Centrist candidate Emmanuel Macron has decisively won the French presidential election, defeating far-right candidate Marine Le Pen.
Mr Macron won by 66.06% to 33.94% to become, at 39, the country’s youngest president.
Mr Macron will also become the first president from outside the two traditional main parties since the modern republic’s foundation in 1958.
He said that a new page was being turned in French history.
“I want it to be a page of hope and renewed trust,” he said. Macron’s supporters gathered in their thousands to celebrate outside the Louvre museum in central Paris and their new president later joined them.
In his speech to the crowd, he said: “Tonight you won, France won. Everyone told us it was impossible, but they don’t know France.”
But he repeated a number of times that the task facing him and the country was enormous.

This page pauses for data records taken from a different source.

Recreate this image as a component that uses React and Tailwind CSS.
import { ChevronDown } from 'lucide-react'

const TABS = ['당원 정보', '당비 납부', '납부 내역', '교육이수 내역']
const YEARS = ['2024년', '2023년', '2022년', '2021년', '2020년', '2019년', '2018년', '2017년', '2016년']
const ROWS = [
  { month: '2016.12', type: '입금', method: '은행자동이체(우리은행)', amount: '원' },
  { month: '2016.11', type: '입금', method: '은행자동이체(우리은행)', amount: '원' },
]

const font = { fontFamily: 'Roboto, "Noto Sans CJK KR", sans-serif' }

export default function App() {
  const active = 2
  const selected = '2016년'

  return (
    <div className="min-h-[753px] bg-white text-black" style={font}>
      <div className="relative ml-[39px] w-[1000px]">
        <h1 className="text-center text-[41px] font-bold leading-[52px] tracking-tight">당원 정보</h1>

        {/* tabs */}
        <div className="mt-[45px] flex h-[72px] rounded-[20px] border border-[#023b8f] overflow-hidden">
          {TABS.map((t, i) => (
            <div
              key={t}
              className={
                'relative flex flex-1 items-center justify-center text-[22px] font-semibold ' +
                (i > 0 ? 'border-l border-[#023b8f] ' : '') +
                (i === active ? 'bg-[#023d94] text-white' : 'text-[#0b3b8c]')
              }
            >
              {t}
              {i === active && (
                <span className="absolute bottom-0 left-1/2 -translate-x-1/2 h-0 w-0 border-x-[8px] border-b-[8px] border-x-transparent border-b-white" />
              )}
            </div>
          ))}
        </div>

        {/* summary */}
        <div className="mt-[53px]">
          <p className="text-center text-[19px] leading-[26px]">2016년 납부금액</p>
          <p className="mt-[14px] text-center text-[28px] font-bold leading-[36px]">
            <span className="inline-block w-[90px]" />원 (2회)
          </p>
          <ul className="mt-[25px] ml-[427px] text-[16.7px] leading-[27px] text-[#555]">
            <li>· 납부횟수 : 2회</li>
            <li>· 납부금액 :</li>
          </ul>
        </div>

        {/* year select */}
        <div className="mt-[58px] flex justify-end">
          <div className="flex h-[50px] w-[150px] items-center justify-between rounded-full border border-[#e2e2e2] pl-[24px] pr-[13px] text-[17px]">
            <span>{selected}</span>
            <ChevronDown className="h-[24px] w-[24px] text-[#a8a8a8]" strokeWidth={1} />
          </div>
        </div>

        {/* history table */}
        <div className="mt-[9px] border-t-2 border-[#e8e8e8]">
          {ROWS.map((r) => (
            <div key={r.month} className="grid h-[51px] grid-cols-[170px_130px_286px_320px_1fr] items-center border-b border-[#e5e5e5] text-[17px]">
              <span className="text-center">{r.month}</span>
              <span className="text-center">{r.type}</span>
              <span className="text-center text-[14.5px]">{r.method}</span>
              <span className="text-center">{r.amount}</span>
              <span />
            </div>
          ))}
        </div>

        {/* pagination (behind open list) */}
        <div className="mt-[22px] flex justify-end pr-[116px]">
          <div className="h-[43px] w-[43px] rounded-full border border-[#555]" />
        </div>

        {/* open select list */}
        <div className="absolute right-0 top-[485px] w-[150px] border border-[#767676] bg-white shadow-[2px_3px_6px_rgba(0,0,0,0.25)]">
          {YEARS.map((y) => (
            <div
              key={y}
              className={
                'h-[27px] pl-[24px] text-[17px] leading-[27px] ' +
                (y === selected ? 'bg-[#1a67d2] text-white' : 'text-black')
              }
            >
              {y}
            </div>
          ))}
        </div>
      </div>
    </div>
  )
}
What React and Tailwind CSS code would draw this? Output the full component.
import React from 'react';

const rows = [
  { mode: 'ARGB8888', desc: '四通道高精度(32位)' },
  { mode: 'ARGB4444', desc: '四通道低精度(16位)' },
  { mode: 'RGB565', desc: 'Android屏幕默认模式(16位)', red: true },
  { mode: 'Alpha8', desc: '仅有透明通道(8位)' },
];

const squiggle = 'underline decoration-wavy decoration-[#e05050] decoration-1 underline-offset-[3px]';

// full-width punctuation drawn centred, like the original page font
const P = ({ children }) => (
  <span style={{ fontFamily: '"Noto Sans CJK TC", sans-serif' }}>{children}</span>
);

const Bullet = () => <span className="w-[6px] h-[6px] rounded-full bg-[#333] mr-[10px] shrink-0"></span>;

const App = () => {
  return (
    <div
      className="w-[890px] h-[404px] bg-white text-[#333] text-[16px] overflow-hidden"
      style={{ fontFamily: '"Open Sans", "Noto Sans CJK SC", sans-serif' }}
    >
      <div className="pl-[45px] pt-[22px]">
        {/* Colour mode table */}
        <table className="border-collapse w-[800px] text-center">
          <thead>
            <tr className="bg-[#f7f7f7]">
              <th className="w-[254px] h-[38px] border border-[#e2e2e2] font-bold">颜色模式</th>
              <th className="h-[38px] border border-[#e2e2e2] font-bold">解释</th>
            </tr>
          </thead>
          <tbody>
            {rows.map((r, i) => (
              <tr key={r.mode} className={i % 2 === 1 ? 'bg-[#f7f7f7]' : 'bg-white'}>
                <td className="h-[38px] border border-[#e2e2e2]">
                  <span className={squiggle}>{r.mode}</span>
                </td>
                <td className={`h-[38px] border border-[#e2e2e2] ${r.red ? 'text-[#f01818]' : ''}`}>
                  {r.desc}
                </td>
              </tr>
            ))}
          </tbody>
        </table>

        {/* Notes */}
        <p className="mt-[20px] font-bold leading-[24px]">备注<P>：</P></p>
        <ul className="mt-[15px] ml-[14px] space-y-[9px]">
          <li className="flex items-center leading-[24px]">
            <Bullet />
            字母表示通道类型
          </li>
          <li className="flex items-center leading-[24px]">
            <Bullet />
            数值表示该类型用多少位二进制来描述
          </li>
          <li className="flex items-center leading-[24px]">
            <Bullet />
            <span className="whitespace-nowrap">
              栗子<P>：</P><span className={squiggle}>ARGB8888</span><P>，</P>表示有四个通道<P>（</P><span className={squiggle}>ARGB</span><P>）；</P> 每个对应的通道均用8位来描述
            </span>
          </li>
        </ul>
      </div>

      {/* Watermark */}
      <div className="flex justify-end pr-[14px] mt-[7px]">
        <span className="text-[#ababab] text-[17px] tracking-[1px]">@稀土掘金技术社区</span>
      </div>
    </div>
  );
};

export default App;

He said: “We have the strength, the energy and the will – and we will not give in to fear.”His mention of Ms Le Pen drew loud boos, and he said he would do all he could to ensure in future there would be no reason to vote for extremism.
Security remains tight in the capital and there were reports of police firing tear gas at several hundred anti-capitalist protesters near the Ménilmontant metro in the 20th arrondissement.
What has Ms Le Pen said?
In her speech, she thanked the estimated 11 million people who had voted for her. She said the election had shown a division between “patriots and globalists” and called for the emergence of a new political force.
Ms Le Pen said her National Front party needed to renew itself and that she would start the “deep transformation of our movement”, vowing to lead it into upcoming parliamentary elections.
She also said she had wished Mr Macron success in tackling the “huge challenges” facing him.